STUDIO UNIVERSAL. IL RITORNO DI UN CANALE

Un evento per celebrare vita, morte e risurrezione di un brand della televisione italiana

Un breve segmento che per noi ha spesso anticipato la visione di un film. Il globo terrestre che gira su sé stesso e, di fronte a questo, una scritta: «Universal». Ancora oggi se solo guardiamo per pochi secondi questo promo si innesca in noi una reazione di attesa ed entusiasmo in ricordo di tutte le emozioni che il grande cinema, promosso da questa casa di produzione, ci ha regalato.

Nel 1998 nasce in Italia il canale televisivo Studio Universal dedicato alla diffusione del cinema classico americano. Un canale tematico deciso a riproporre e far conoscere sempre più i film che hanno fatto la storia. Lungometraggi degli anni passati ancora in grado di stupirci, commuoverci, emozionarci e coinvolgerci.
Oggi Studio Universal si racconta in un evento dedicato a celebrare la storia di questa emittente «risorta» nel 2009 dopo un anno di spegnimento e trasformatasi ormai in un affermato brand della televisione italiana.
L’evento, consistente in una mostra e in un ciclo di piccoli workshop ospitati dall’Università Cattolica di Milano, è stato presentato in una conferenza per giornalisti e studenti. Dietro al tavolo dei relatori vi erano: Carlo Freccero (Direttore di Rai4), Aldo Grasso (Docente dell’Università Cattolica), Milka Pogliani (Presidente di McCann Worldgroup) e Luca Federico Cadura (Chairman di NBC Universal Global Networks Italia, operante per il canale Studio Universal).

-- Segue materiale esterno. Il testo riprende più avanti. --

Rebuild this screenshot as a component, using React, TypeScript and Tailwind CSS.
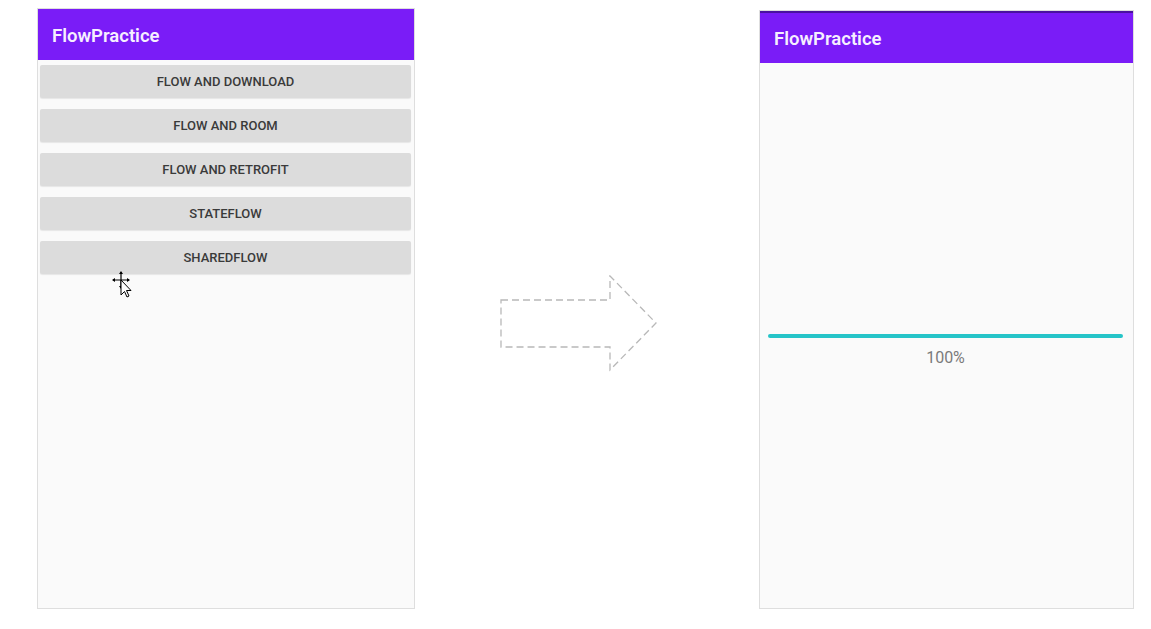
import React from "react";

const BUTTONS = [
  "FLOW AND DOWNLOAD",
  "FLOW AND ROOM",
  "FLOW AND RETROFIT",
  "STATEFLOW",
  "SHAREDFLOW",
];

function AppBar({ className = "" }: { className?: string }) {
  return (
    <div className={`flex items-center bg-[#7a1cf7] px-[14px] pt-[4px] ${className}`}>
      <span className="text-[18.5px] font-semibold text-[#f6efff]">
        FlowPractice
      </span>
    </div>
  );
}

function DashedArrow() {
  return (
    <svg width="160" height="98" viewBox="0 0 160 98" fill="none">
      <path
        d="M1 25 H110 V1 L156 48 L110 95 V72 H1 Z"
        stroke="#b8b8b8"
        strokeWidth="1.3"
        strokeDasharray="7 4"
      />
    </svg>
  );
}

function MoveCursor() {
  return (
    <svg width="22" height="30" viewBox="0 0 22 30">
      {/* move cross */}
      <path d="M9 1 L9 17 M1 9 L17 9" stroke="#000" strokeWidth="1.2" />
      <path d="M9 0 L7 3 H11 Z M9 18 L7 15 H11 Z M0 9 L3 7 V11 Z M18 9 L15 7 V11 Z" fill="#000" />
      {/* pointer */}
      <path
        d="M9 9 V24 L12.5 20.5 L15 26 L17 25 L14.5 19.5 H19 Z"
        fill="#fff"
        stroke="#000"
        strokeWidth="1"
        strokeLinejoin="round"
      />
    </svg>
  );
}

export default function App() {
  return (
    <div
      className="relative flex h-[629px] w-[1151px] overflow-hidden bg-white"
      style={{ fontFamily: "Roboto, 'Noto Sans', sans-serif" }}
    >
      {/* Left phone */}
      <div className="ml-[37px] mt-[8px] flex h-[601px] w-[378px] flex-col border border-[#dedede] bg-[#fafafa]">
        <AppBar className="h-[51px]" />
        <div className="flex flex-col gap-[11px] pl-[2px] pr-[3px] pt-[5px]">
          {BUTTONS.map((label) => (
            <div
              key={label}
              className="flex h-[33px] items-center justify-center rounded-[2px] bg-[#dcdcdc] pt-[1px] text-[13px] font-medium text-[#3a3a3a] shadow-[0_1px_1px_rgba(0,0,0,0.08)]"
            >
              {label}
            </div>
          ))}
        </div>
        <div className="ml-[74px] mt-[-3px]">
          <MoveCursor />
        </div>
      </div>

      {/* Middle arrow */}
      <div className="flex w-[344px] pl-[85px] pt-[275px]">
        <div>
          <DashedArrow />
        </div>
      </div>

      {/* Right phone */}
      <div className="mt-[10px] flex h-[599px] w-[375px] flex-col border border-[#dedede] bg-[#fafafa]">
        <AppBar className="h-[52px] border-t-2 border-[#4a12a0]" />
        <div className="flex flex-col items-center pl-[8px] pr-[10px] pt-[271px]">
          <div className="h-[4px] w-full rounded-full bg-[#25c4c8]" />
          <span className="mt-[8px] text-[16px] text-[#7a7a7a]">100%</span>
        </div>
      </div>
    </div>
  );
}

Grazie ai relatori, la conferenza si è maggiormente sviluppata come una coinvolgente lezione di Marketing e comunicazione. Ovviamente la linea guida è stata un efficace case study riguardante questo brand televisivo ora ben consapevole della propria mission e capace di raggiungere obiettivi ben definiti.
Cadura ha appunto esposto la storia del canale che nel 1998, per la prima volta in Italia, è stato distribuito sulla piattaforma Stream. Inizialmente la campagna pubblicitaria è stata ideata nel modo sbagliato. La frase di lancio «Se la televisione non va al cinema, il grande cinema va alla televisione» lascia intuire agli abbonati che questo «grande cinema» sia costituito soprattutto da film in prima visione, quando Studio Universal trasmette invece i capolavori del cinema classico. Nonostante questo errore iniziale nel posizionamento, durante gli anni successivi vengono ideate campagne pubblicitarie divertenti e d’effetto, che definiscono già quello che poi sarà il tratto distintivo caratterizzante la comunicazione esterna di questo marchio televisivo.

Col tempo si comincia a capire che in qualsiasi caso «la possibilità di successo è sempre legata alla proposta di qualcosa di unico e interessante». Nel 2000 ci sono infatti molte emittenti che trasmettono film e non una che trasmetta cinema. Studio Universal comunica quindi agli spettatori che il suo canale propone solo cinema di qualità e appunto l’headline pubblicitaria diventa: «il cinema non ha mai fine».
Studio Universal ha sempre più successo anche dopo essersi trasferito sulla piattaforma Sky con cui trasmette fino al 2008, quando però cominciano i problemi. In quest’anno infatti l’azienda di Murdoch non rinnova il contratto col canale e lo spegne.
Solo nel 2009 un accordo con Mediaset Premium, sul digitale terrestre, sembra ridare vita all’emittente che dall’8 maggio dell’anno scorso ha ricominciato a proporre una programmazione ricca di film di qualità, approfondimenti, documentari, backstage e rassegne.

Verrebbe da chiedersi a questo punto se «è ancora importante una rete di cinema basata sui film di archivio e di catalogo», ed a questa domanda ha risposto Freccero parlando di Studio Universal. In una contemporaneità in cui la storia del cinema non è più solo materia per eruditi, «nell’epoca della serialità e dei cicli è importante appunto tornare alle radici del modello e confrontare le sue riscritture, poiché proprio in questo confronto sta uno dei processi fondamentali della fruizione. Gli autori di oggi non impongono più, come nel ‘900, una propria visione del mondo, ma si misurano con l’immaginario culturale presente intorno a loro. Fellini ad esempio esprimeva le fantasie del maschio italiano di provincia, Tarantino esplicita invece un immaginario maggiormente cinematografico. Ogni sceneggiatura oggi è un’opera originale, ma anche una rilettura di innumerevoli copioni precedenti: appunto per questo, il cinema del passato e i film di catalogo sono ancor più fondamentali».

Non si può che accogliere positivamente la rinascita di un’emittente che fa riscoprire i grandi capolavori. Un canale in grado di mostrarci quali sono i riferimenti fondamentali con cui comprendere meglio le opere distribuite nelle sale.